= SHORT PROBLEM =
Repeat the listing in full, word for word.

= DATA PROVIDED =
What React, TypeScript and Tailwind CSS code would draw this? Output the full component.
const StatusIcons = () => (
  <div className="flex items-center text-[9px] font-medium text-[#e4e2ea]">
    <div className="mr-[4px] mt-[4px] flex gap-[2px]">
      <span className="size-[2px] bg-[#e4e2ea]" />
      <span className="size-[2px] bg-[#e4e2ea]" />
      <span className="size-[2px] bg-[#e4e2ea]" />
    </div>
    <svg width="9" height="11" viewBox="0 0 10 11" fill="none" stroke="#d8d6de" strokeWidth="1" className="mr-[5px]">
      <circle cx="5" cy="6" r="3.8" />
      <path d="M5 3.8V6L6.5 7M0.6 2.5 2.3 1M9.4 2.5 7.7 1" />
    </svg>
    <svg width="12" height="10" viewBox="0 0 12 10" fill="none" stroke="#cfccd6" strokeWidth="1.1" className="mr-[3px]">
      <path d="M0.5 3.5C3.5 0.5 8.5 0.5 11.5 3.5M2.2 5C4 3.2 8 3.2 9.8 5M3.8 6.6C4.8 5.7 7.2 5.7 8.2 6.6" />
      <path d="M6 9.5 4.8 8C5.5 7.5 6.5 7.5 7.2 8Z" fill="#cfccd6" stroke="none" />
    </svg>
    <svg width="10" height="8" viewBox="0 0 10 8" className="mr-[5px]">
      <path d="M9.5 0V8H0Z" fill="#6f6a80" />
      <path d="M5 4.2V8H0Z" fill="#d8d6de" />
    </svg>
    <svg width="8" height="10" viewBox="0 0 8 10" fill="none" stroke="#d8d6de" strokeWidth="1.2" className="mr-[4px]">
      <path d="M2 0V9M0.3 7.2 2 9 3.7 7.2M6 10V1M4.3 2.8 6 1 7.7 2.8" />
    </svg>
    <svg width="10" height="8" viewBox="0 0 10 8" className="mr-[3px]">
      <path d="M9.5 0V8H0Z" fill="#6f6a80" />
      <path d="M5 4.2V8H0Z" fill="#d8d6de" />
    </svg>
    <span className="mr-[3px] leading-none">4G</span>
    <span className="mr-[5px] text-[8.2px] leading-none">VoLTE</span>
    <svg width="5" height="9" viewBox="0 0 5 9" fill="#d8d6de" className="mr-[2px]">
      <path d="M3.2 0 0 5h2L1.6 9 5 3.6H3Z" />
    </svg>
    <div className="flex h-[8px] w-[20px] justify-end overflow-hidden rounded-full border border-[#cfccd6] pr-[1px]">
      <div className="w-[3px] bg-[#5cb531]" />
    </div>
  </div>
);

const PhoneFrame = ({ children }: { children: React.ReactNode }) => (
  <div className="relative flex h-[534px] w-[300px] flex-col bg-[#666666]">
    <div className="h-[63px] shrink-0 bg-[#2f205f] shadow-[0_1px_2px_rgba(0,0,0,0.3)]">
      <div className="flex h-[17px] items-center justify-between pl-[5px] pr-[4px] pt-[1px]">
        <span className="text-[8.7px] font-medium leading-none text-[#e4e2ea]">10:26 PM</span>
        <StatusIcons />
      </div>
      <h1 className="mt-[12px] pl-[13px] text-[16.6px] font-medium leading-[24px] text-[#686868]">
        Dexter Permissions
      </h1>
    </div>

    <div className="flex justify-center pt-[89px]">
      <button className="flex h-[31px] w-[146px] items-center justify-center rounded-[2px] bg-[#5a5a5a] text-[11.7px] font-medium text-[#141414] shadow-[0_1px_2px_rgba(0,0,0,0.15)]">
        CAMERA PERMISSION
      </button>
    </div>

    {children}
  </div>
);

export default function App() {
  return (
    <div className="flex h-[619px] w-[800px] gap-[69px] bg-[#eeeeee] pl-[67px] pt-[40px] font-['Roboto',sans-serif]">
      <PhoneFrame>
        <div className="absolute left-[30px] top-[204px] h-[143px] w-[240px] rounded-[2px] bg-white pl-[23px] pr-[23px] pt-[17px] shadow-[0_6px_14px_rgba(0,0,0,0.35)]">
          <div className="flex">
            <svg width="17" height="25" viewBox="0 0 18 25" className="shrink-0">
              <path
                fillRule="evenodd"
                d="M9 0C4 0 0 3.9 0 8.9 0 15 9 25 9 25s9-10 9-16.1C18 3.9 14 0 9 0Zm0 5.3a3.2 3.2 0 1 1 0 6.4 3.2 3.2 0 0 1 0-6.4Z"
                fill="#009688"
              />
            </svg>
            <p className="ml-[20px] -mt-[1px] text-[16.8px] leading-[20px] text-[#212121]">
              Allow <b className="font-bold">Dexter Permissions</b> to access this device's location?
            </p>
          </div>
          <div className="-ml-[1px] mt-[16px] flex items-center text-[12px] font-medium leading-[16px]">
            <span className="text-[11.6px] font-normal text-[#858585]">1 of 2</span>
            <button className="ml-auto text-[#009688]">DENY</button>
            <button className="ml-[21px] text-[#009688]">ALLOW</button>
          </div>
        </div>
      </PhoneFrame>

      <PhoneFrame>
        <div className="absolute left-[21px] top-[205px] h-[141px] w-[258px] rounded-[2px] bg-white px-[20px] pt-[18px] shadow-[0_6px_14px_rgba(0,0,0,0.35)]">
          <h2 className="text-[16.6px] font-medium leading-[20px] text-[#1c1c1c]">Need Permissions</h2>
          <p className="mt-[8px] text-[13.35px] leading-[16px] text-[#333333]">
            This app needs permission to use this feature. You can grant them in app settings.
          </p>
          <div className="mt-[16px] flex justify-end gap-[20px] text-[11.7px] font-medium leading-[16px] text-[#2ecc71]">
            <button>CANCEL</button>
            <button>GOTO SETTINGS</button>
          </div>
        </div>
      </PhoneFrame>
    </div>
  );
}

= TASK OUTPUT =
What React, TypeScript and Tailwind CSS code would draw this? Output the full component.
const StatusIcons = () => (
  <div className="flex items-center text-[9px] font-medium text-[#e4e2ea]">
    <div className="mr-[4px] mt-[4px] flex gap-[2px]">
      <span className="size-[2px] bg-[#e4e2ea]" />
      <span className="size-[2px] bg-[#e4e2ea]" />
      <span className="size-[2px] bg-[#e4e2ea]" />
    </div>
    <svg width="9" height="11" viewBox="0 0 10 11" fill="none" stroke="#d8d6de" strokeWidth="1" className="mr-[5px]">
      <circle cx="5" cy="6" r="3.8" />
      <path d="M5 3.8V6L6.5 7M0.6 2.5 2.3 1M9.4 2.5 7.7 1" />
    </svg>
    <svg width="12" height="10" viewBox="0 0 12 10" fill="none" stroke="#cfccd6" strokeWidth="1.1" className="mr-[3px]">
      <path d="M0.5 3.5C3.5 0.5 8.5 0.5 11.5 3.5M2.2 5C4 3.2 8 3.2 9.8 5M3.8 6.6C4.8 5.7 7.2 5.7 8.2 6.6" />
      <path d="M6 9.5 4.8 8C5.5 7.5 6.5 7.5 7.2 8Z" fill="#cfccd6" stroke="none" />
    </svg>
    <svg width="10" height="8" viewBox="0 0 10 8" className="mr-[5px]">
      <path d="M9.5 0V8H0Z" fill="#6f6a80" />
      <path d="M5 4.2V8H0Z" fill="#d8d6de" />
    </svg>
    <svg width="8" height="10" viewBox="0 0 8 10" fill="none" stroke="#d8d6de" strokeWidth="1.2" className="mr-[4px]">
      <path d="M2 0V9M0.3 7.2 2 9 3.7 7.2M6 10V1M4.3 2.8 6 1 7.7 2.8" />
    </svg>
    <svg width="10" height="8" viewBox="0 0 10 8" className="mr-[3px]">
      <path d="M9.5 0V8H0Z" fill="#6f6a80" />
      <path d="M5 4.2V8H0Z" fill="#d8d6de" />
    </svg>
    <span className="mr-[3px] leading-none">4G</span>
    <span className="mr-[5px] text-[8.2px] leading-none">VoLTE</span>
    <svg width="5" height="9" viewBox="0 0 5 9" fill="#d8d6de" className="mr-[2px]">
      <path d="M3.2 0 0 5h2L1.6 9 5 3.6H3Z" />
    </svg>
    <div className="flex h-[8px] w-[20px] justify-end overflow-hidden rounded-full border border-[#cfccd6] pr-[1px]">
      <div className="w-[3px] bg-[#5cb531]" />
    </div>
  </div>
);

const PhoneFrame = ({ children }: { children: React.ReactNode }) => (
  <div className="relative flex h-[534px] w-[300px] flex-col bg-[#666666]">
    <div className="h-[63px] shrink-0 bg-[#2f205f] shadow-[0_1px_2px_rgba(0,0,0,0.3)]">
      <div className="flex h-[17px] items-center justify-between pl-[5px] pr-[4px] pt-[1px]">
        <span className="text-[8.7px] font-medium leading-none text-[#e4e2ea]">10:26 PM</span>
        <StatusIcons />
      </div>
      <h1 className="mt-[12px] pl-[13px] text-[16.6px] font-medium leading-[24px] text-[#686868]">
        Dexter Permissions
      </h1>
    </div>

    <div className="flex justify-center pt-[89px]">
      <button className="flex h-[31px] w-[146px] items-center justify-center rounded-[2px] bg-[#5a5a5a] text-[11.7px] font-medium text-[#141414] shadow-[0_1px_2px_rgba(0,0,0,0.15)]">
        CAMERA PERMISSION
      </button>
    </div>

    {children}
  </div>
);

export default function App() {
  return (
    <div className="flex h-[619px] w-[800px] gap-[69px] bg-[#eeeeee] pl-[67px] pt-[40px] font-['Roboto',sans-serif]">
      <PhoneFrame>
        <div className="absolute left-[30px] top-[204px] h-[143px] w-[240px] rounded-[2px] bg-white pl-[23px] pr-[23px] pt-[17px] shadow-[0_6px_14px_rgba(0,0,0,0.35)]">
          <div className="flex">
            <svg width="17" height="25" viewBox="0 0 18 25" className="shrink-0">
              <path
                fillRule="evenodd"
                d="M9 0C4 0 0 3.9 0 8.9 0 15 9 25 9 25s9-10 9-16.1C18 3.9 14 0 9 0Zm0 5.3a3.2 3.2 0 1 1 0 6.4 3.2 3.2 0 0 1 0-6.4Z"
                fill="#009688"
              />
            </svg>
            <p className="ml-[20px] -mt-[1px] text-[16.8px] leading-[20px] text-[#212121]">
              Allow <b className="font-bold">Dexter Permissions</b> to access this device's location?
            </p>
          </div>
          <div className="-ml-[1px] mt-[16px] flex items-center text-[12px] font-medium leading-[16px]">
            <span className="text-[11.6px] font-normal text-[#858585]">1 of 2</span>
            <button className="ml-auto text-[#009688]">DENY</button>
            <button className="ml-[21px] text-[#009688]">ALLOW</button>
          </div>
        </div>
      </PhoneFrame>

      <PhoneFrame>
        <div className="absolute left-[21px] top-[205px] h-[141px] w-[258px] rounded-[2px] bg-white px-[20px] pt-[18px] shadow-[0_6px_14px_rgba(0,0,0,0.35)]">
          <h2 className="text-[16.6px] font-medium leading-[20px] text-[#1c1c1c]">Need Permissions</h2>
          <p className="mt-[8px] text-[13.35px] leading-[16px] text-[#333333]">
            This app needs permission to use this feature. You can grant them in app settings.
          </p>
          <div className="mt-[16px] flex justify-end gap-[20px] text-[11.7px] font-medium leading-[16px] text-[#2ecc71]">
            <button>CANCEL</button>
            <button>GOTO SETTINGS</button>
          </div>
        </div>
      </PhoneFrame>
    </div>
  );
}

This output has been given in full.